__AIM OF THE EXERCISE__
Every entry that follows should be repeated exactly; drop the images.

__RECORDS FOR THIS EXERCISE__

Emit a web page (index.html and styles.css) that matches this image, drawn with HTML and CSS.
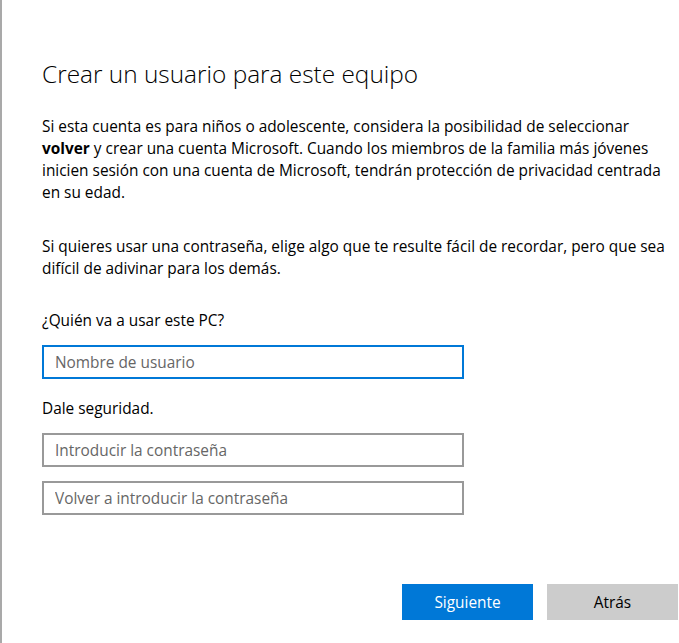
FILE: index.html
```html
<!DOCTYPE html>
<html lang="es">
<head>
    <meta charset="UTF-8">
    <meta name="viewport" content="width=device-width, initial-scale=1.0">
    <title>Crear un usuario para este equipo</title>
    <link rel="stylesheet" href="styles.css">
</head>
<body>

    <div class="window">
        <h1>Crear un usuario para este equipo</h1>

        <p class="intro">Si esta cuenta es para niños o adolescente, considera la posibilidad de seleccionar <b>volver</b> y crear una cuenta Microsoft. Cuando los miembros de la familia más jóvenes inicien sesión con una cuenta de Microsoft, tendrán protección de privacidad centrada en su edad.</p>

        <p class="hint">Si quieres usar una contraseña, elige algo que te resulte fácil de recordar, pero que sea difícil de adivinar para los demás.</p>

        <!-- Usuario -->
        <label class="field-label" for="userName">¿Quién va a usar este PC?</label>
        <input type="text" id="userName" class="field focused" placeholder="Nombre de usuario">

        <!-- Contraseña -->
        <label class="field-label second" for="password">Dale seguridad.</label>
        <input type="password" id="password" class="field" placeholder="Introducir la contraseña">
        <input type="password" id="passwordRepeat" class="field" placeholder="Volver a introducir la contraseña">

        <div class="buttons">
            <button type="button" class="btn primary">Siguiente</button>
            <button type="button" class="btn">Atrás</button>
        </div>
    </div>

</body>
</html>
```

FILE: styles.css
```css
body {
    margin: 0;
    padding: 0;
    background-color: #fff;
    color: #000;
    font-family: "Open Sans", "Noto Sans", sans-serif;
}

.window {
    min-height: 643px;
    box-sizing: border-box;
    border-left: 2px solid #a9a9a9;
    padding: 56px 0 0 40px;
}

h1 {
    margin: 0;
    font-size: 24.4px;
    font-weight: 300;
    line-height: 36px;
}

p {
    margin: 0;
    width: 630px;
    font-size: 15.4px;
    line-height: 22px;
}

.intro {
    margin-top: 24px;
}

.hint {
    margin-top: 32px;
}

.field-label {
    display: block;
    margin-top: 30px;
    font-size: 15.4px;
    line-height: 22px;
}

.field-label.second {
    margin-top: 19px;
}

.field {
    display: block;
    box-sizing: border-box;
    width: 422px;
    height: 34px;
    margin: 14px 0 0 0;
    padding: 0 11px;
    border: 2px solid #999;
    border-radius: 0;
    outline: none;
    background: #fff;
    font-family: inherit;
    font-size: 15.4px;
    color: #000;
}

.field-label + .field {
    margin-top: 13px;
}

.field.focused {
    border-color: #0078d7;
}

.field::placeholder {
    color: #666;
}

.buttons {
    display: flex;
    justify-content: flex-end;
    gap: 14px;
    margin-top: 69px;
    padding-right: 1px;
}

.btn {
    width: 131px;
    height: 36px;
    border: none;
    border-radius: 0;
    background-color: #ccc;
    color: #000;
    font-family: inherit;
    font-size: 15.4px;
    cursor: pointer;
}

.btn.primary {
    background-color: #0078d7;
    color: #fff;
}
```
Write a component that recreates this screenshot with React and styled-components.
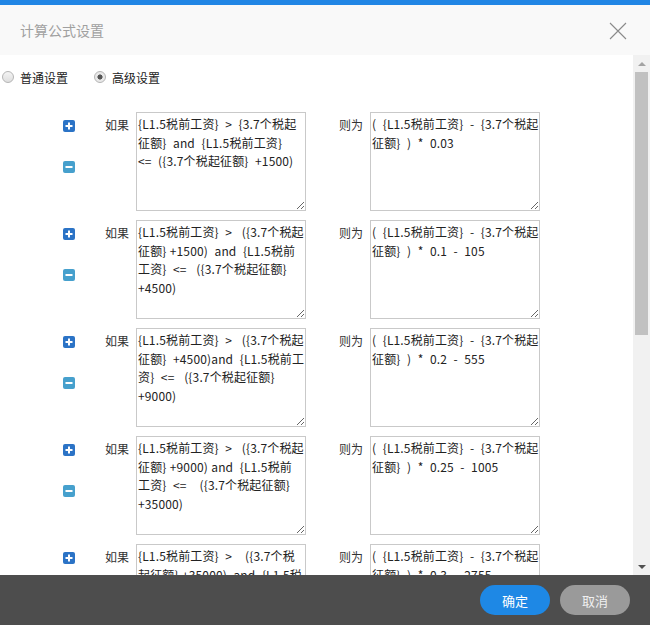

__SOLUTION TO THE EXERCISE__
Emit a web page (index.html and styles.css) that matches this image, drawn with HTML and CSS.
FILE: index.html
```html
<!DOCTYPE html>
<html lang="es">
<head>
    <meta charset="UTF-8">
    <meta name="viewport" content="width=device-width, initial-scale=1.0">
    <title>Crear un usuario para este equipo</title>
    <link rel="stylesheet" href="styles.css">
</head>
<body>

    <div class="window">
        <h1>Crear un usuario para este equipo</h1>

        <p class="intro">Si esta cuenta es para niños o adolescente, considera la posibilidad de seleccionar <b>volver</b> y crear una cuenta Microsoft. Cuando los miembros de la familia más jóvenes inicien sesión con una cuenta de Microsoft, tendrán protección de privacidad centrada en su edad.</p>

        <p class="hint">Si quieres usar una contraseña, elige algo que te resulte fácil de recordar, pero que sea difícil de adivinar para los demás.</p>

        <!-- Usuario -->
        <label class="field-label" for="userName">¿Quién va a usar este PC?</label>
        <input type="text" id="userName" class="field focused" placeholder="Nombre de usuario">

        <!-- Contraseña -->
        <label class="field-label second" for="password">Dale seguridad.</label>
        <input type="password" id="password" class="field" placeholder="Introducir la contraseña">
        <input type="password" id="passwordRepeat" class="field" placeholder="Volver a introducir la contraseña">

        <div class="buttons">
            <button type="button" class="btn primary">Siguiente</button>
            <button type="button" class="btn">Atrás</button>
        </div>
    </div>

</body>
</html>
```

FILE: styles.css
```css
body {
    margin: 0;
    padding: 0;
    background-color: #fff;
    color: #000;
    font-family: "Open Sans", "Noto Sans", sans-serif;
}

.window {
    min-height: 643px;
    box-sizing: border-box;
    border-left: 2px solid #a9a9a9;
    padding: 56px 0 0 40px;
}

h1 {
    margin: 0;
    font-size: 24.4px;
    font-weight: 300;
    line-height: 36px;
}

p {
    margin: 0;
    width: 630px;
    font-size: 15.4px;
    line-height: 22px;
}

.intro {
    margin-top: 24px;
}

.hint {
    margin-top: 32px;
}

.field-label {
    display: block;
    margin-top: 30px;
    font-size: 15.4px;
    line-height: 22px;
}

.field-label.second {
    margin-top: 19px;
}

.field {
    display: block;
    box-sizing: border-box;
    width: 422px;
    height: 34px;
    margin: 14px 0 0 0;
    padding: 0 11px;
    border: 2px solid #999;
    border-radius: 0;
    outline: none;
    background: #fff;
    font-family: inherit;
    font-size: 15.4px;
    color: #000;
}

.field-label + .field {
    margin-top: 13px;
}

.field.focused {
    border-color: #0078d7;
}

.field::placeholder {
    color: #666;
}

.buttons {
    display: flex;
    justify-content: flex-end;
    gap: 14px;
    margin-top: 69px;
    padding-right: 1px;
}

.btn {
    width: 131px;
    height: 36px;
    border: none;
    border-radius: 0;
    background-color: #ccc;
    color: #000;
    font-family: inherit;
    font-size: 15.4px;
    cursor: pointer;
}

.btn.primary {
    background-color: #0078d7;
    color: #fff;
}
```
Write a component that recreates this screenshot with React and styled-components.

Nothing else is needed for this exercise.